_DATASET CONTENT_
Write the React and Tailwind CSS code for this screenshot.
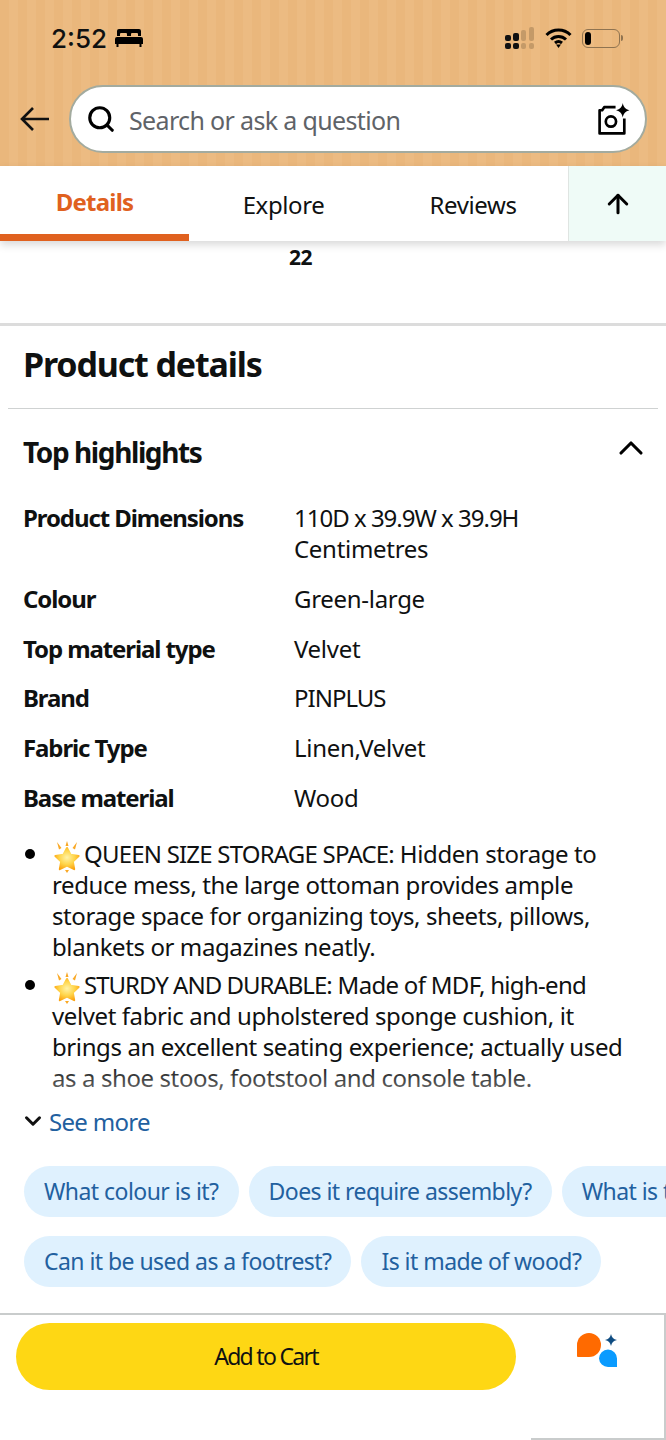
import React from 'react';
import { ArrowUp, ChevronDown, ChevronUp, Search } from 'lucide-react';

const specs = [
  { label: 'Product Dimensions', value: ['110D x 39.9W x 39.9H', 'Centimetres'] },
  { label: 'Colour', value: ['Green-large'] },
  { label: 'Top material type', value: ['Velvet'] },
  { label: 'Brand', value: ['PINPLUS'] },
  { label: 'Fabric Type', value: ['Linen,Velvet'] },
  { label: 'Base material', value: ['Wood'] },
];

const Star = () => (
  <svg viewBox="0 0 30 32" className="inline-block w-[30px] h-[32px] mr-[2px] -my-[6px] align-middle">
    <defs>
      <radialGradient id="starFill" cx="50%" cy="45%" r="60%">
        <stop offset="0%" stopColor="#fff3a8" />
        <stop offset="55%" stopColor="#ffd54a" />
        <stop offset="100%" stopColor="#fca311" />
      </radialGradient>
    </defs>
    <path d="M15 7l3.600 6.800 8 1.200-5.800 5.500 1.400 7.700-7.200-3.600-7.200 3.600 1.400-7.700-5.800-5.500 8-1.200z" fill="url(#starFill)" stroke="url(#starFill)" strokeWidth="2" strokeLinejoin="round" />
    <path d="M5 1l4.500 6-2.500 1.500zM25 1l-4.500 6 2.500 1.500zM15 0l1.500 5h-3zM15 32l-2-3h4z" fill="#f9a825" />
  </svg>
);

const Chip = ({ children }) => (
  <div className="shrink-0 h-[51px] px-[20px] flex items-center rounded-full bg-[#dff1fe] text-[#22609f] text-[23px] tracking-[-0.55px] whitespace-nowrap">
    {children}
  </div>
);

export default function App() {
  return (
    <div className="w-[666px] h-[1440px] overflow-hidden bg-white text-[#0f1111] font-['Noto_Sans',sans-serif] tracking-[-0.4px]">
      {/* Header */}
      <div className="h-[166px] bg-[#ebb97f] bg-[repeating-linear-gradient(90deg,#eab77c_0px,#eab77c_9px,#ecbb82_9px,#ecbb82_18px)]">
        <div className="h-[85px] pl-[51px] pr-[43px] pt-[22px] flex items-start justify-between">
          <div className="flex items-center gap-[8px] h-[32px]">
            <span className="text-[26px] font-medium font-['Inter',sans-serif] tracking-normal">2:52</span>
            <svg viewBox="0 0 28 20" className="w-[28px] h-[20px]">
              <path d="M4 1h20a2 2 0 0 1 2 2v5h-3V6a1 1 0 0 0-1-1h-5a1 1 0 0 0-1 1v2h-4V6a1 1 0 0 0-1-1H6a1 1 0 0 0-1 1v2H2V3a2 2 0 0 1 2-2z" fill="#000" />
              <path d="M2 9h24a2 2 0 0 1 2 2v5h-1.500v3h-2v-3H3.500v3h-2v-3H0v-5a2 2 0 0 1 2-2z" fill="#000" />
            </svg>
          </div>
          <div className="flex items-center gap-[10px] h-[32px]">
            <svg viewBox="0 0 30 22" className="w-[30px] h-[22px]">
              <rect x="0" y="8" width="6" height="6" rx="2" fill="#111" />
              <rect x="0" y="16" width="6" height="6" rx="2" fill="#111" />
              <rect x="8" y="6" width="6" height="8" rx="2" fill="#111" />
              <rect x="8" y="16" width="6" height="6" rx="2" fill="#111" />
              <rect x="16" y="3" width="5" height="11" rx="2" fill="#c49a68" />
              <rect x="16" y="16" width="5" height="6" rx="2" fill="#c49a68" />
              <rect x="24" y="0" width="5" height="14" rx="2" fill="#c49a68" />
              <rect x="24" y="16" width="5" height="6" rx="2" fill="#c49a68" />
            </svg>
            <svg viewBox="0 0 26 20" className="w-[27px] h-[20px]">
              <path d="M1 7a17 17 0 0 1 24 0M5.500 11.500a11 11 0 0 1 15 0M9.500 15a5.500 5.500 0 0 1 7 0" fill="none" stroke="#000" strokeWidth="3" />
              <path d="M10.500 16.500h5L13 20z" fill="#000" />
            </svg>
            <div className="flex items-center">
              <div className="w-[38px] h-[19px] rounded-[6px] border border-[#8f7350] p-[2px]">
                <div className="w-[6px] h-full rounded-[3px] bg-black" />
              </div>
              <div className="w-[2px] h-[6px] ml-[1px] rounded-r-sm bg-[#8f7350]" />
            </div>
          </div>
        </div>
        <div className="flex items-center pl-[19px] pr-[19px] gap-[18px]">
          <svg viewBox="0 0 32 26" className="shrink-0 w-[32px] h-[26px]">
            <path d="M30 13H3M14 2L3 13l11 11" fill="none" stroke="#111" strokeWidth="2.600" />
          </svg>
          <div className="flex-1 h-[68px] rounded-full bg-white border-2 border-[#a3ab9f] flex items-center pl-[15px] pr-[14px]">
            <Search size={30} strokeWidth={2.5} className="shrink-0 text-black" />
            <span className="ml-[13px] pt-[3px] text-[25px] text-[#5f6368] flex-1 tracking-[-0.65px]">Search or ask a question</span>
            <svg viewBox="0 0 34 34" className="w-[35px] h-[35px]">
              <path d="M19 5H8L6 8H3.500v22.500h24V16" fill="none" stroke="#000" strokeWidth="2.600" strokeLinejoin="round" />
              <circle cx="14.500" cy="19" r="5" fill="none" stroke="#000" strokeWidth="2.600" />
              <path d="M26 1c.8 4 2.500 6 6.500 7-4 1-5.700 3-6.500 7-.8-4-2.500-6-6.500-7 4-1 5.700-3 6.500-7z" fill="#000" />
            </svg>
          </div>
        </div>
      </div>

      {/* Tabs */}
      <div className="relative z-10 h-[75px] flex bg-white shadow-[0_4px_8px_rgba(0,0,0,0.15)]">
        <div className="w-[189px] h-full border-b-[7px] border-[#e0611f] flex justify-center pt-[18px] text-[#e0611f] text-[24px] font-bold tracking-[-0.8px]">
          Details
        </div>
        <div className="w-[189px] flex justify-center pt-[21px] text-[24px]">Explore</div>
        <div className="w-[190px] flex justify-center pt-[21px] text-[24px]">Reviews</div>
        <div className="flex-1 border-l border-[#dfe5e2] bg-[#effbf7] flex items-center justify-center">
          <ArrowUp size={30} strokeWidth={2.4} className="text-black" />
        </div>
      </div>

      <div className="h-[85px] border-b-[3px] border-[#dcdcdc] pl-[289px] pt-[2px] text-[21px] font-bold leading-[28px]">
        22
      </div>

      {/* Product details */}
      <h1 className="pl-[23px] pt-[16px] pb-[22px] text-[34px] leading-[44px] font-bold tracking-[-1.15px]">Product details</h1>
      <div className="mx-[8px] h-px bg-[#cfd2d2]" />

      <div className="pl-[23px] pr-[15px] pt-[24px] flex items-center justify-between">
        <h2 className="text-[28px] leading-[38px] font-bold tracking-[-1.4px]">Top highlights</h2>
        <ChevronUp size={40} strokeWidth={1.9} className="-mt-[12px] -mb-[4px] text-black" />
      </div>

      <div className="mt-[31px] pl-[23px] flex flex-col gap-[18.8px] text-[24px] leading-[31px]">
        {specs.map((row) => (
          <div key={row.label} className="flex">
            <div className="w-[271px] font-bold tracking-[-1.1px]">{row.label}</div>
            <div>
              {row.value.map((line) => (
                <div key={line} className={/^[A-Z0-9]+( x|$)/.test(line) ? 'tracking-[-1px]' : 'tracking-[-0.3px]'}>{line}</div>
              ))}
            </div>
          </div>
        ))}
      </div>

      {/* Bullets, cut off and faded at the bottom */}
      <div className="relative mt-[25px] h-[255px] overflow-hidden text-[24px] leading-[31px]">
        <div className="flex">
          <div className="w-[52px] pl-[25px] pt-[11px] shrink-0"><div className="w-[10px] h-[10px] rounded-full bg-black" /></div>
          <p className="whitespace-nowrap">
            <Star /><span className="tracking-[-0.8px]">QUEEN SIZE STORAGE SPACE:</span> Hidden storage to<br />
            reduce mess, the large ottoman provides ample<br />
            storage space for organizing toys, sheets, pillows,<br />
            blankets or magazines neatly.
          </p>
        </div>
        <div className="flex mt-[7px]">
          <div className="w-[52px] pl-[25px] pt-[11px] shrink-0"><div className="w-[10px] h-[10px] rounded-full bg-black" /></div>
          <p className="whitespace-nowrap">
            <Star /><span className="tracking-[-1px]">STURDY AND DURABLE:</span> <span className="tracking-[-0.7px]">Made of MDF, high-end</span><br />
            velvet fabric and upholstered sponge cushion, it<br />
            brings an excellent seating experience; actually used<br />
            as a shoe stoos, footstool and console table.
          </p>
        </div>
        <div className="absolute left-0 right-0 bottom-0 h-[30px] bg-gradient-to-b from-transparent to-white/40" />
      </div>

      <div className="mt-[13px] pl-[20px] flex items-center gap-[3px] text-[#22609f] text-[24px] leading-[31px] tracking-[-0.7px]">
        <ChevronDown size={26} strokeWidth={2.8} className="text-[#111]" />
        See more
      </div>

      {/* Question chips */}
      <div className="mt-[29px] pl-[24px] flex gap-[10px] overflow-hidden">
        <Chip>What colour is it?</Chip>
        <Chip>Does it require assembly?</Chip>
        <Chip>What is the size?</Chip>
      </div>
      <div className="mt-[19px] pl-[24px] flex gap-[10px]">
        <Chip>Can it be used as a footrest?</Chip>
        <Chip>Is it made of wood?</Chip>
      </div>

      {/* Bottom bar */}
      <div className="mt-[26px] h-[127px] flex border-t-2 border-[#c9cccc]">
        <div className="w-[531px] pl-[16px] pt-[8px]">
          <div className="w-[500px] h-[67px] rounded-full bg-[#fed714] flex items-center justify-center text-[23px] tracking-[-1.7px]">
            Add to Cart
          </div>
        </div>
        <div className="flex-1 border-r-2 border-b-2 border-[#c9cccc] pl-[45px] pt-[17px]">
          <svg viewBox="0 0 42 36" className="w-[42px] h-[36px]">
            <path d="M1 24V13a12 12 0 1 1 12 12H2a1 1 0 0 1-1-1z" fill="#ff6a00" />
            <path d="M23 26.500a9 9 0 1 1 18 0V35h-9a9 9 0 0 1-9-8.500z" fill="#0a9bff" />
            <path d="M35 2c.7 3.500 2.400 5.300 6 6-3.600.7-5.300 2.500-6 6-.7-3.500-2.400-5.300-6-6 3.600-.7 5.300-2.500 6-6z" fill="#0f4c81" />
          </svg>
        </div>
      </div>
    </div>
  );
}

_TASK TO CARRY OUT_
Restate each line from the start of the listing through the line bearing "ChevronDown, ChevronUp, Search" word for word. Drop the pictures.

_WRITTEN SOLUTION_
Write the React and Tailwind CSS code for this screenshot.
import React from 'react';
import { ArrowUp, ChevronDown, ChevronUp, Search } from 'lucide-react';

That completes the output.